> [What to produce]: All of the data should be output character for character, except the pictures.
-- BEGIN Data excerpt --
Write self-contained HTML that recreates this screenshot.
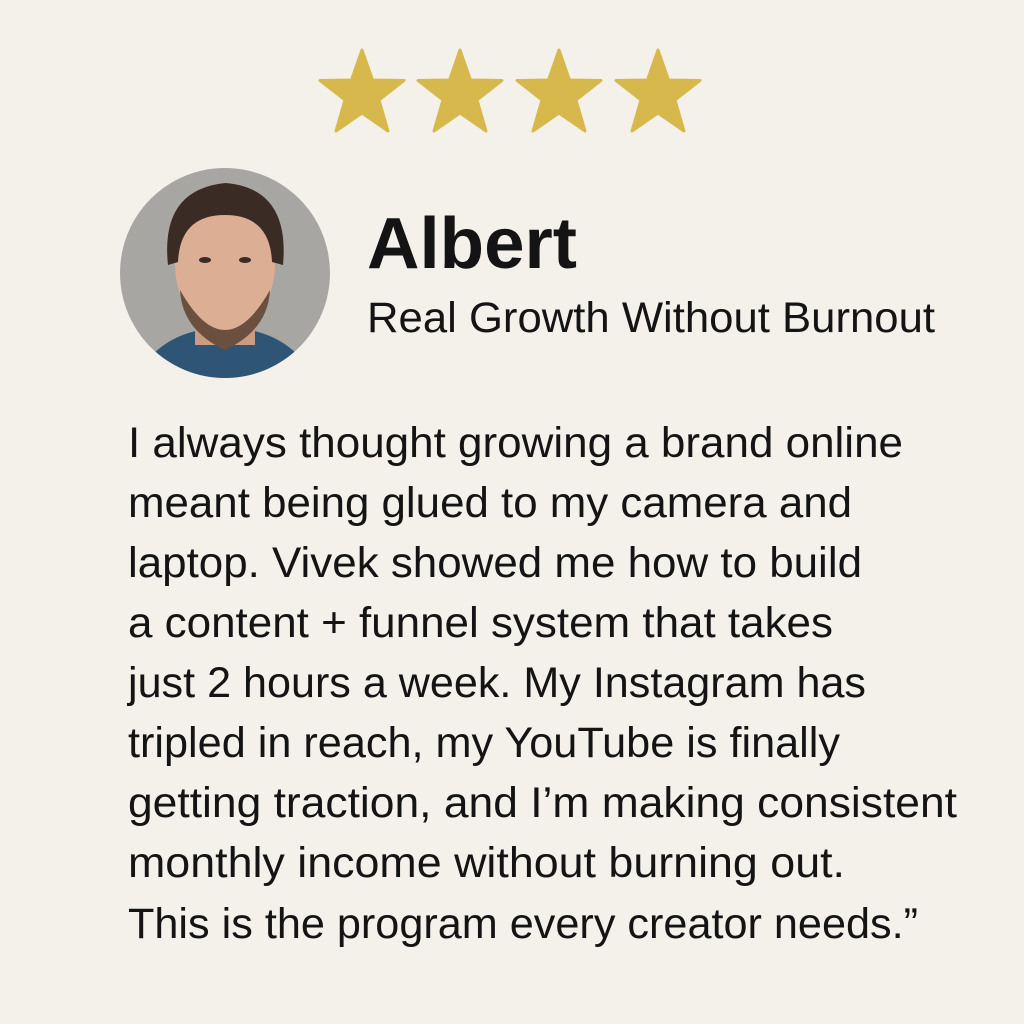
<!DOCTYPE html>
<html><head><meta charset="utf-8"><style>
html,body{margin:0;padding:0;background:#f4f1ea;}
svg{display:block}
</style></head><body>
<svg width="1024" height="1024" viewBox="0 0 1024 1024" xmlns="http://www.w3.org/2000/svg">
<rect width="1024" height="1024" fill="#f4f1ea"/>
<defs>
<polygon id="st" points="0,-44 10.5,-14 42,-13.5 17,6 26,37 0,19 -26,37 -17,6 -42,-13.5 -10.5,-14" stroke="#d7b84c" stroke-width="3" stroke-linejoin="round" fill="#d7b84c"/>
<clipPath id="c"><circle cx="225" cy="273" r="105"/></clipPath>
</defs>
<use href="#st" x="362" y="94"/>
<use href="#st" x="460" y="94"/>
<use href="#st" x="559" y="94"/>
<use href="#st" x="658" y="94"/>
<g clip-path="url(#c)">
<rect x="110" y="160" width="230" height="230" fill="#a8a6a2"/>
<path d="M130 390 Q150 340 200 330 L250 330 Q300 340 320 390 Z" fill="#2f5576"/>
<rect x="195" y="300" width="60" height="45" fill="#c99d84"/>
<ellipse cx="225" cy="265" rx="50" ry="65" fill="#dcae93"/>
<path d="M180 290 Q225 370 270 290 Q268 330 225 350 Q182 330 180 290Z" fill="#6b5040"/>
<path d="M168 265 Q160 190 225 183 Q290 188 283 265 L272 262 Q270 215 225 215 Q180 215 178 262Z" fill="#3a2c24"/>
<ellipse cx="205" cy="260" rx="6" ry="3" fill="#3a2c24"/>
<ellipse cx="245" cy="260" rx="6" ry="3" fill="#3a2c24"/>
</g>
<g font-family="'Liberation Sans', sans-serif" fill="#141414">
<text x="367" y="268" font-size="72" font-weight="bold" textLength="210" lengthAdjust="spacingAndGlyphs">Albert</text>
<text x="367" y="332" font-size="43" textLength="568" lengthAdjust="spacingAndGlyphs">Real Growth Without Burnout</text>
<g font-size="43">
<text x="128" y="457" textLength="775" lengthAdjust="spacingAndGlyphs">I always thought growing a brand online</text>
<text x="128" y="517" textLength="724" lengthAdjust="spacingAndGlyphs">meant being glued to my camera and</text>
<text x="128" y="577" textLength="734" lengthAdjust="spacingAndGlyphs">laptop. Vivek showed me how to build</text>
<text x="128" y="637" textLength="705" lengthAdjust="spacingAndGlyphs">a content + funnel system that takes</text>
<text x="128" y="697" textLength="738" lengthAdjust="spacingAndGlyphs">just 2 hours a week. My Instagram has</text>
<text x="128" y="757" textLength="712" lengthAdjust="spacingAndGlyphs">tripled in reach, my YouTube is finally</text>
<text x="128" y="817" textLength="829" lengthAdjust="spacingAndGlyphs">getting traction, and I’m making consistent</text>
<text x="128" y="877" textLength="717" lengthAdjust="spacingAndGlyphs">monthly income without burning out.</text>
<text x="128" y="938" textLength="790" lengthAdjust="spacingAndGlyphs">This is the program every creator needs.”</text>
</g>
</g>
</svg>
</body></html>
-- END Data excerpt --
> [Right answer]:
Write self-contained HTML that recreates this screenshot.
<!DOCTYPE html>
<html><head><meta charset="utf-8"><style>
html,body{margin:0;padding:0;background:#f4f1ea;}
svg{display:block}
</style></head><body>
<svg width="1024" height="1024" viewBox="0 0 1024 1024" xmlns="http://www.w3.org/2000/svg">
<rect width="1024" height="1024" fill="#f4f1ea"/>
<defs>
<polygon id="st" points="0,-44 10.5,-14 42,-13.5 17,6 26,37 0,19 -26,37 -17,6 -42,-13.5 -10.5,-14" stroke="#d7b84c" stroke-width="3" stroke-linejoin="round" fill="#d7b84c"/>
<clipPath id="c"><circle cx="225" cy="273" r="105"/></clipPath>
</defs>
<use href="#st" x="362" y="94"/>
<use href="#st" x="460" y="94"/>
<use href="#st" x="559" y="94"/>
<use href="#st" x="658" y="94"/>
<g clip-path="url(#c)">
<rect x="110" y="160" width="230" height="230" fill="#a8a6a2"/>
<path d="M130 390 Q150 340 200 330 L250 330 Q300 340 320 390 Z" fill="#2f5576"/>
<rect x="195" y="300" width="60" height="45" fill="#c99d84"/>
<ellipse cx="225" cy="265" rx="50" ry="65" fill="#dcae93"/>
<path d="M180 290 Q225 370 270 290 Q268 330 225 350 Q182 330 180 290Z" fill="#6b5040"/>
<path d="M168 265 Q160 190 225 183 Q290 188 283 265 L272 262 Q270 215 225 215 Q180 215 178 262Z" fill="#3a2c24"/>
<ellipse cx="205" cy="260" rx="6" ry="3" fill="#3a2c24"/>
<ellipse cx="245" cy="260" rx="6" ry="3" fill="#3a2c24"/>
</g>
<g font-family="'Liberation Sans', sans-serif" fill="#141414">
<text x="367" y="268" font-size="72" font-weight="bold" textLength="210" lengthAdjust="spacingAndGlyphs">Albert</text>
<text x="367" y="332" font-size="43" textLength="568" lengthAdjust="spacingAndGlyphs">Real Growth Without Burnout</text>
<g font-size="43">
<text x="128" y="457" textLength="775" lengthAdjust="spacingAndGlyphs">I always thought growing a brand online</text>
<text x="128" y="517" textLength="724" lengthAdjust="spacingAndGlyphs">meant being glued to my camera and</text>
<text x="128" y="577" textLength="734" lengthAdjust="spacingAndGlyphs">laptop. Vivek showed me how to build</text>
<text x="128" y="637" textLength="705" lengthAdjust="spacingAndGlyphs">a content + funnel system that takes</text>
<text x="128" y="697" textLength="738" lengthAdjust="spacingAndGlyphs">just 2 hours a week. My Instagram has</text>
<text x="128" y="757" textLength="712" lengthAdjust="spacingAndGlyphs">tripled in reach, my YouTube is finally</text>
<text x="128" y="817" textLength="829" lengthAdjust="spacingAndGlyphs">getting traction, and I’m making consistent</text>
<text x="128" y="877" textLength="717" lengthAdjust="spacingAndGlyphs">monthly income without burning out.</text>
<text x="128" y="938" textLength="790" lengthAdjust="spacingAndGlyphs">This is the program every creator needs.”</text>
</g>
</g>
</svg>
</body></html>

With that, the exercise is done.